Arthur Lira aceita pedido do PL e abre processo de cassação contra 6 deputadas progressistas
Especialista diz que violência de gênero afasta mulheres da política partidária no Brasil
As mulheres ocupam apenas 18% das cadeiras na Câmara dos Deputados, porém representam 63% dos parlamentares que enfrentam processos de cassação de mandato no Conselho de Ética. Apenas na última semana seis deputadas progressistas foram parar no Conselho de Ética depois que o presidente da Casa, Arthur Lira (PP-AL), aceitou o pedido do PL protocolado dias antes, mesmo havendo pedidos mais antigos contra parlamentares homens, que estão parados na Mesa Diretora.
A representação do PL tem como base os discursos das deputadas com críticas aos colegas durante a votação do PL 490, que trata sobre marco temporal para demarcação de terras indígenas. Foram incluídas as deputas Célia Xakriabá (PSOL-MG), Érika Kokay (PT-DF), Fernanda Melchionna (PSOL-RS); Juliana Cardoso (PT-SP), Sâmia Bonfim (PSOL-SP) e Talíria Petrone (PSOL-RJ). Juliana e Tarília já respondiam a processos no Conselho por críticas que tinham feito aos deputados do PL.
As deputadas alegam que há uma tentativa deliberada de intimidar o trabalho das mulheres na Câmara dos Deputados.
“A representação do PL é uma nítida e ineficaz tentativa de nos intimidar e tem um forte componente sexista. Nós não vamos recuar e seguiremos ainda mais fortes na defesa dos direitos dos povos indígenas e de todo o povo brasileiro”, destacou Érika Kokay.
A parlamentar do Distrito Federal lembrou que o PL, autor da representação que pede cassação dos mandatos, é o partido do ex-presidente Jair Bolsonaro que foi denunciado na Organização das Nações Unidas (ONU) por crimes contra os povos indígenas.
“Foi com indignação que reagi à representação do PL pedindo a cassação do meu mandato por denunciar o genocídio indígena que representa o projeto do novo Marco Temporal”, acrescentou a deputada.
Além das seis deputadas do campo progressista outra parlamentar com processo no Conselho de Ética é Carla Zambelli (PL-SP). Por outro lado, quatro homens enfrentam pedidos para cassação de mandato: Eduardo Bolsonaro (PL-SP), e José Medeiros (PL-MT), Márcio Jerry (PCdoB-MA) e Nikolas Ferreira (PL-MG).
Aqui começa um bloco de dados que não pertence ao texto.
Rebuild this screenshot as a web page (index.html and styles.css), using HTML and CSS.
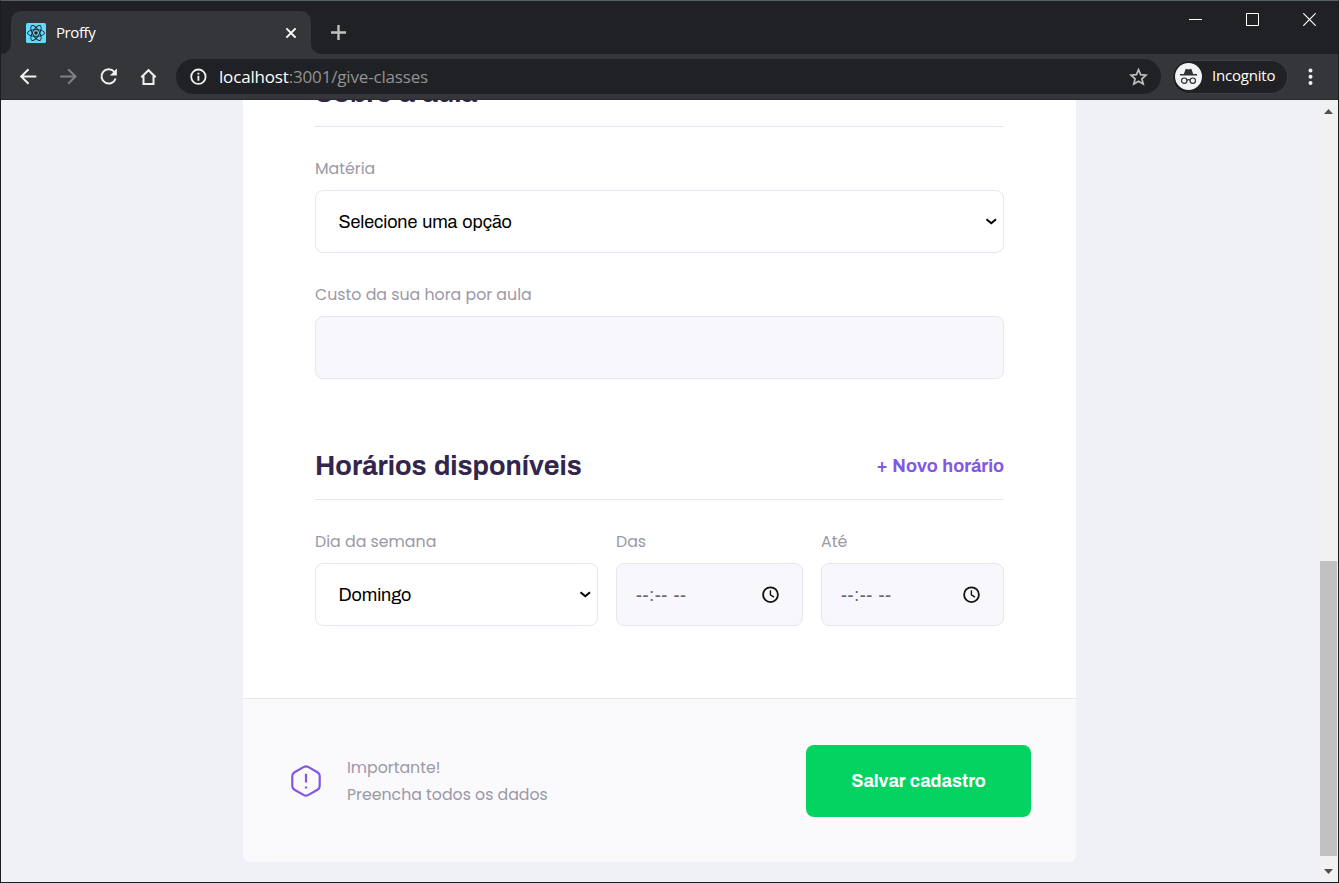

O Brasil de Fato DF entrou em contato, por e-mail, com a Assessoria de Imprensa da Câmara dos Deputados para saber sobre a tramitação e motivos da celeridade na aceitação dos pedidos, mas até o fechamento desta matéria não obteve resposta. O espaço está aberto para futuras manifestações.
Mudança nos processos
Esta é a primeira vez nos últimos vinte anos que foi apresentado no Conselho de Ética da Câmara um pedido de cassação coletiva. No entanto, na segunda-feira (12), o PL solicitou a retirada da tramitação do pedido de cassação coletiva e apresentou seis pedidos de perda de mandato individuais contra as parlamentares. A solicitação também foi atendida pelo presidente da Casa, Arthur Lira.
“Agora, querem entrar individualmente contra cada uma de nós. A coletividade os assusta. Seja individual ou coletivo, seguiremos juntas, nos apoiando e ecoando nossas vozes”, afirmou a deputada Célia Xakriabá após a mudança, em suas redes sociais.
“O que é inusitado é que a Câmara acaba dando uma celeridade maior a esses processos do que a outros que estão lá há muito tempo de pessoas que nitidamente cometeram crimes. A peça, se você espremer, essa representação que eles fizeram, só sai dali misoginia, só sai dali violência política de gênero e violência contra os povos indígenas”, destacou Érika Kokay.
Violência de gênero
Para a professora e pesquisadora do Instituto de Ciências Políticas da Universidade de Brasília (Ipol/UnB), Michelle Fernandez, o episódio pode ser classificado como violência de gênero. “Me parece um caso de violência de gênero sim, com o claro intuito de desestimular a participação de mulheres nas esferas de poder”, analisou a cientista política.
A pesquisadora lembrou que o parlamento brasileiro tem uma das menores taxas de representação feminina da América Latina e classificou a política partidária do Brasil como “hostil para as mulheres”.
“Não é nenhuma novidade que nós temos um legislativo que desestimula a participação de mulheres e que oferece esse tratamento machista”, afirmou Michelle Fernandez. Segundo ela essa tentativa de cassação se caracteriza por um ímpeto silenciar as mulheres que é muito comum nos espaços de poder do Brasil.